-- START OF SUPPLIED ENTRIES --
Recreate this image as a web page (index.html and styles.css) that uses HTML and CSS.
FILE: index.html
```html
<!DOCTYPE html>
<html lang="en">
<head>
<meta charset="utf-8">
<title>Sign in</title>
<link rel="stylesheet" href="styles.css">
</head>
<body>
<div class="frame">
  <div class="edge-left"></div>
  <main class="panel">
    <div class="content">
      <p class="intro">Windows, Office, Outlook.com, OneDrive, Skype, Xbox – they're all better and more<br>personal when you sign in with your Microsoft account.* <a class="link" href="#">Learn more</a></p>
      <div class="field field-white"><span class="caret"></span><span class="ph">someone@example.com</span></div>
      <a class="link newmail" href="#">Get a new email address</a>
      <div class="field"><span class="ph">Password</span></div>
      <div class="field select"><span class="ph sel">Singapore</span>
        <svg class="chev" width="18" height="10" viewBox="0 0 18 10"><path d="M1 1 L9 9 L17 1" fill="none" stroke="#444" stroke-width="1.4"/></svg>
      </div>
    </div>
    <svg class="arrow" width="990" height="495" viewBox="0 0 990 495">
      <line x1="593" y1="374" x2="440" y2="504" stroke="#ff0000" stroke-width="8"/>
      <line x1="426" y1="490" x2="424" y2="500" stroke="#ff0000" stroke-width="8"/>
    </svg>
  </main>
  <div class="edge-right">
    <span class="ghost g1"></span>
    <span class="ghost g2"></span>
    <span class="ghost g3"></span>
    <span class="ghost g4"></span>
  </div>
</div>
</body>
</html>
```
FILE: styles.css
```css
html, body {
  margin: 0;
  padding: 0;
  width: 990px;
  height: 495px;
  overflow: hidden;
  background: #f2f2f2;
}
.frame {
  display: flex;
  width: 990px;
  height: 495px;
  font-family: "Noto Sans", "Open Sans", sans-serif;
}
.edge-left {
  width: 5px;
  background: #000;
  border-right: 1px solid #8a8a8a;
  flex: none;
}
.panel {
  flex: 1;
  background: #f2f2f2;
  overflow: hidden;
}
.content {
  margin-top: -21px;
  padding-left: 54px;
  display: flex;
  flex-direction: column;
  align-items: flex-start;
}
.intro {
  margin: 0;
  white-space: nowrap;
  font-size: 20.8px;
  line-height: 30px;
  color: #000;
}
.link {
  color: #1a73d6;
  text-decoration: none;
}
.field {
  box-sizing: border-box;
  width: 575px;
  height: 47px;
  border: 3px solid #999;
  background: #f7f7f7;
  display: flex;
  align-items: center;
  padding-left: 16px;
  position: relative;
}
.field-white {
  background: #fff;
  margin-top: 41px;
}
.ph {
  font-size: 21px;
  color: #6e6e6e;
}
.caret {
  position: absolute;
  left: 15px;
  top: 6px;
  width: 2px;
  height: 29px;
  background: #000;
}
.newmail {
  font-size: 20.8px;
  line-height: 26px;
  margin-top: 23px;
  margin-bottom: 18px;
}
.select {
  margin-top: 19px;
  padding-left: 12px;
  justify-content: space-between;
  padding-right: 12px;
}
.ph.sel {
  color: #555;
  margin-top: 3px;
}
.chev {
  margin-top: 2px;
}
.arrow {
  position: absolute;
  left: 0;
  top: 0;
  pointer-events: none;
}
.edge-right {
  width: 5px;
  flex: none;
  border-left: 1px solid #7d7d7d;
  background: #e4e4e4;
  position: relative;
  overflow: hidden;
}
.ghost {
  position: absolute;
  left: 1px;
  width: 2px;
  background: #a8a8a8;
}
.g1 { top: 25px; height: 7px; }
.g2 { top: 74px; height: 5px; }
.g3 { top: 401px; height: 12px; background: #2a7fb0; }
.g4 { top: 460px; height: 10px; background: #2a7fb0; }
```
-- END OF SUPPLIED ENTRIES --
-- START OF SUPPLIED ENTRIES --
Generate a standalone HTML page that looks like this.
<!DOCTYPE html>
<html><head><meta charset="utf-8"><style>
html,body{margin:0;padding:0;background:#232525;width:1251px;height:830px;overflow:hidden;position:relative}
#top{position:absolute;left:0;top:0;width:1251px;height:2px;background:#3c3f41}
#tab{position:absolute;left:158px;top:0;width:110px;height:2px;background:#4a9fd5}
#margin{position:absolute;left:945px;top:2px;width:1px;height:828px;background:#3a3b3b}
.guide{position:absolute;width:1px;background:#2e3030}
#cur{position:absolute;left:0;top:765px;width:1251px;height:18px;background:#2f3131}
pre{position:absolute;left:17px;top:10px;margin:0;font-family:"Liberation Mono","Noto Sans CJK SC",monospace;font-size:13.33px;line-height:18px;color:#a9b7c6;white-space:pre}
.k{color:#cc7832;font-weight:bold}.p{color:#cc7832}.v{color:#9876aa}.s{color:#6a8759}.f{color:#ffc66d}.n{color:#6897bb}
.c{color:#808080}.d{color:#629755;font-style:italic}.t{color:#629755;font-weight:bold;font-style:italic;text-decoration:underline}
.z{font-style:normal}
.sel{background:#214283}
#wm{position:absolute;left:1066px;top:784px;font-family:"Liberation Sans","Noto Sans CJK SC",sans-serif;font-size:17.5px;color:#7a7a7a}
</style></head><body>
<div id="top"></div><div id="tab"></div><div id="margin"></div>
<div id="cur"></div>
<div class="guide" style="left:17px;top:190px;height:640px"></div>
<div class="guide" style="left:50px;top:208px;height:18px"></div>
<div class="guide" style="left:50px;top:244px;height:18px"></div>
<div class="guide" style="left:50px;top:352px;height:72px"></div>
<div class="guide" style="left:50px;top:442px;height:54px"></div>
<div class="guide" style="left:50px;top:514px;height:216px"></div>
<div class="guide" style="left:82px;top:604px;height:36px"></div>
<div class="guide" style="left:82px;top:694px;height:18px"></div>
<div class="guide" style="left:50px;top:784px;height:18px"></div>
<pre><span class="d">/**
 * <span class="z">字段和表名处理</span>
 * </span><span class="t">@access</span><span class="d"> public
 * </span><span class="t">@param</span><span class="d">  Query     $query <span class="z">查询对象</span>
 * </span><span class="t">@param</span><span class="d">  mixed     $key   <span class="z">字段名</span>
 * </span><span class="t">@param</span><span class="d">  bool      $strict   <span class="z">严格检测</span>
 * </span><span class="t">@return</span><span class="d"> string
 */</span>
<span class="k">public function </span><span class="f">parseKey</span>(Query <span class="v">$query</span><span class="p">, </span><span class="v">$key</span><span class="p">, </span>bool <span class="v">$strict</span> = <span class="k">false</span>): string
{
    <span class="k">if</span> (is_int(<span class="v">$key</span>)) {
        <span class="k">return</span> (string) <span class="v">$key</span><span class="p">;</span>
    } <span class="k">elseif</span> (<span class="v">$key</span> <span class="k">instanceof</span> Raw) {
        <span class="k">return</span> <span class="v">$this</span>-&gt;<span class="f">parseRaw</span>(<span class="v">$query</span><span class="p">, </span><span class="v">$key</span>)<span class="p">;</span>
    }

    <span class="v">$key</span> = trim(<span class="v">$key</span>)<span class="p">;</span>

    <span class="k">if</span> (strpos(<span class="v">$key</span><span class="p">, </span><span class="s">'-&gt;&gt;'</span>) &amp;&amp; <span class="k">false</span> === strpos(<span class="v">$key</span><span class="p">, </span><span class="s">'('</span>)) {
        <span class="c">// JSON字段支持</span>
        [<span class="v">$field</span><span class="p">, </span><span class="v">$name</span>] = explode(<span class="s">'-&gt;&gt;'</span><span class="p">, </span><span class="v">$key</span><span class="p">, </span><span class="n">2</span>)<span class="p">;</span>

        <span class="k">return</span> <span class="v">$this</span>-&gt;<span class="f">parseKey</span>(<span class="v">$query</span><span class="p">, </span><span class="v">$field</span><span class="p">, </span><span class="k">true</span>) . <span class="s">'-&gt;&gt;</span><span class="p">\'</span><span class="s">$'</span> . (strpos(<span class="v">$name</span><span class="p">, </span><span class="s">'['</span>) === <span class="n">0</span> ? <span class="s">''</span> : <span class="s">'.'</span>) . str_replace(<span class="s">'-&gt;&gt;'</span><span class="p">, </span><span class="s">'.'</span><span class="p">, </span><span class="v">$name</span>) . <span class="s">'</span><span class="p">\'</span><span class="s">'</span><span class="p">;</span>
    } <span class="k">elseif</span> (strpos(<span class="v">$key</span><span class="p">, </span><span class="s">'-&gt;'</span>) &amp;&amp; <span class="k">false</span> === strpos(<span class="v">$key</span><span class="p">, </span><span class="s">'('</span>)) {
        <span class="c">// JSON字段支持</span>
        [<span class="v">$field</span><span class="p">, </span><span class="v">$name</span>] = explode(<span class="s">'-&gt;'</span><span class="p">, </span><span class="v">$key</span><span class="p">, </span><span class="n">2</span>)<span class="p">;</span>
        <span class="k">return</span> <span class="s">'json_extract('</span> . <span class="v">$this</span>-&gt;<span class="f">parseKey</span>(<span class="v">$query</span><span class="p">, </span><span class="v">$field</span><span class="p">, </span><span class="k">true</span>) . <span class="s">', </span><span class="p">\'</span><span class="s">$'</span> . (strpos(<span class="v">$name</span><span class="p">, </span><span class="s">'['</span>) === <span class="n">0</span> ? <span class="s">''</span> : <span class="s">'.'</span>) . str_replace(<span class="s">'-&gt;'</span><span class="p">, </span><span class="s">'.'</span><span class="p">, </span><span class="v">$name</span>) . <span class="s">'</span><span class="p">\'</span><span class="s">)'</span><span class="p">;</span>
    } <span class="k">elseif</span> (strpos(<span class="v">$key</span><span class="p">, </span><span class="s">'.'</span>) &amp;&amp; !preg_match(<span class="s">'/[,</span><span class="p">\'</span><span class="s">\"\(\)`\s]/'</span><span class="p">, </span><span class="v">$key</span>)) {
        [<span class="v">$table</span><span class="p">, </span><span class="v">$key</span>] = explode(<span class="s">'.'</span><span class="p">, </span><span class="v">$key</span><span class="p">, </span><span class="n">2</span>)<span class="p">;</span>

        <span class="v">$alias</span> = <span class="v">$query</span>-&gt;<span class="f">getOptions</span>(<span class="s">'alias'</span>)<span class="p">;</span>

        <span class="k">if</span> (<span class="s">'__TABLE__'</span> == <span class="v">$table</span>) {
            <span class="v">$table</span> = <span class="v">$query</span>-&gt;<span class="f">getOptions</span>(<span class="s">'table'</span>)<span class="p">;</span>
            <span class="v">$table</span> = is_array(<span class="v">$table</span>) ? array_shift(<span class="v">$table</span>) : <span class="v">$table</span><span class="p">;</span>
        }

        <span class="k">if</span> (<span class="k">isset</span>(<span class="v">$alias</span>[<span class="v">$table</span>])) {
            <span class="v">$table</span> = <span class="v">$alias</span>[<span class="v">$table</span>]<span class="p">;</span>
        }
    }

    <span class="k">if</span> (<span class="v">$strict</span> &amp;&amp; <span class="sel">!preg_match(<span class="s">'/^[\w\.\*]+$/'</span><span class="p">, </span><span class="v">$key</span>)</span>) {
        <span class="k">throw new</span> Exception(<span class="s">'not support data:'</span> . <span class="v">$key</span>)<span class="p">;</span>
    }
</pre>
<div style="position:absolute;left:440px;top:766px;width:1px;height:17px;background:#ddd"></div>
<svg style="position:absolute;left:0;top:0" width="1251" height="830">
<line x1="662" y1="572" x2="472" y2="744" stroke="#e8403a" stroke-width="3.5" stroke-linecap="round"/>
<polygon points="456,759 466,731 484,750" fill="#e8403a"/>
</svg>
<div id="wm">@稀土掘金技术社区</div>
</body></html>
-- END OF SUPPLIED ENTRIES --
▸ **GIVEN TASK**
Collect each line of the entries that has the word "index", copying it in full.

▸ **RESPONSE TO THE TASK**
Recreate this image as a web page (index.html and styles.css) that uses HTML and CSS.
FILE: index.html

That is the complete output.